**** Input material ****

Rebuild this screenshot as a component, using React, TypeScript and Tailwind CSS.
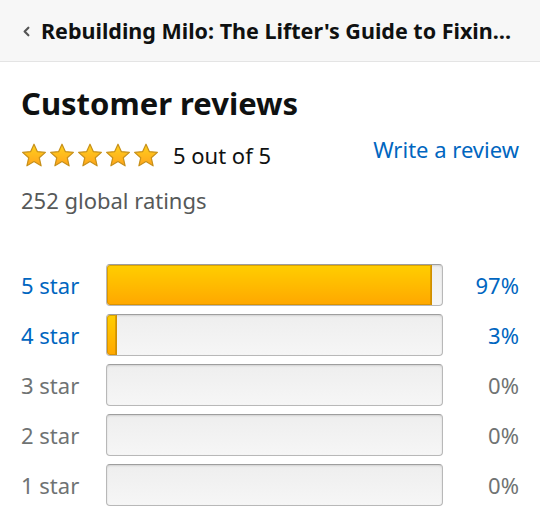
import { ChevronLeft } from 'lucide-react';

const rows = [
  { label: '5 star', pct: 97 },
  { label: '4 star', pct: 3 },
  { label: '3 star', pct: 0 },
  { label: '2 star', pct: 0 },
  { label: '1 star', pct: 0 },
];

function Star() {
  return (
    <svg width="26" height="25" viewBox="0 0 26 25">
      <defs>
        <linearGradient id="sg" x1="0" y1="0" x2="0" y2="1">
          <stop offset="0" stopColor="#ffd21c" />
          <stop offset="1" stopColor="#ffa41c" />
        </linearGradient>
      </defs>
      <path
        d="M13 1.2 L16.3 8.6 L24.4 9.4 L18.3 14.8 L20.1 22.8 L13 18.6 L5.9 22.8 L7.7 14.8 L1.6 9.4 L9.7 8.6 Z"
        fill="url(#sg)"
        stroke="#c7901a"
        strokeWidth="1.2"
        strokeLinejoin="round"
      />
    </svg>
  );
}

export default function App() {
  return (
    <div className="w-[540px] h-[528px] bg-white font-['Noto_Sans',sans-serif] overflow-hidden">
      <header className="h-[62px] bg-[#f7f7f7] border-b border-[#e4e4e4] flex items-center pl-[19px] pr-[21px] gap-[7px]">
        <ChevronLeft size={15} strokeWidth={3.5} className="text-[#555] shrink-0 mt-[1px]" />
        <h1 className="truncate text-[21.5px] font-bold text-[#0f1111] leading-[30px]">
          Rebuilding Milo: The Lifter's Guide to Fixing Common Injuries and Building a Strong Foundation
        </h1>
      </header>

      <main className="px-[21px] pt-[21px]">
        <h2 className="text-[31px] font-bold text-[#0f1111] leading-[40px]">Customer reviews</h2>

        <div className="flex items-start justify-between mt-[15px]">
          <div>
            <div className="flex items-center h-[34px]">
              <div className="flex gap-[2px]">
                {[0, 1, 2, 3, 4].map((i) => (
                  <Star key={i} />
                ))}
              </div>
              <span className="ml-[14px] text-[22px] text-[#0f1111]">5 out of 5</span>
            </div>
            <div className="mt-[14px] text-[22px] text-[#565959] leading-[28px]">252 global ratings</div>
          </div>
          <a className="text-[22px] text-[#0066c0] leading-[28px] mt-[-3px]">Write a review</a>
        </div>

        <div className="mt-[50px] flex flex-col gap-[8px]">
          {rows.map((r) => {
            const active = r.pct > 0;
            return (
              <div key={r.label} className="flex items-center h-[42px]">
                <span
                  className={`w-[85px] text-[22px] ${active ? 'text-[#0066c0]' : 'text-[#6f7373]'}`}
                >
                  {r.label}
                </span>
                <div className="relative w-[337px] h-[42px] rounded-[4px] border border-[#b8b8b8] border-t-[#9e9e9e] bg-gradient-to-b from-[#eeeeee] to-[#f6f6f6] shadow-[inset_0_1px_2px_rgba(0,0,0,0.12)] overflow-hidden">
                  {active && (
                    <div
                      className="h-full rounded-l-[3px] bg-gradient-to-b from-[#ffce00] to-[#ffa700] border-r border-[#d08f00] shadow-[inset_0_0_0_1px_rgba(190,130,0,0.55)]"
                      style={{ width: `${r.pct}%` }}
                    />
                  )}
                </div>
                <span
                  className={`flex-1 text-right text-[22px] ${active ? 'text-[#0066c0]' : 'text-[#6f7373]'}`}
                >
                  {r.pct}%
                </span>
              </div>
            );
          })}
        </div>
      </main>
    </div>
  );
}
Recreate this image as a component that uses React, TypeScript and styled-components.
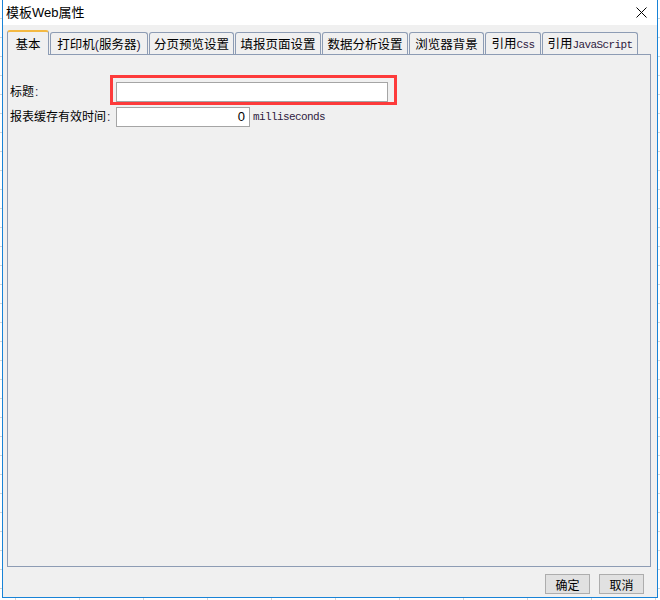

****

**Aim:** Filter the data for the string "this" and copy every line that has it.

**Reply:**
Rebuild this screenshot as a component, using React, TypeScript and Tailwind CSS.
Recreate this image as a component that uses React, TypeScript and styled-components.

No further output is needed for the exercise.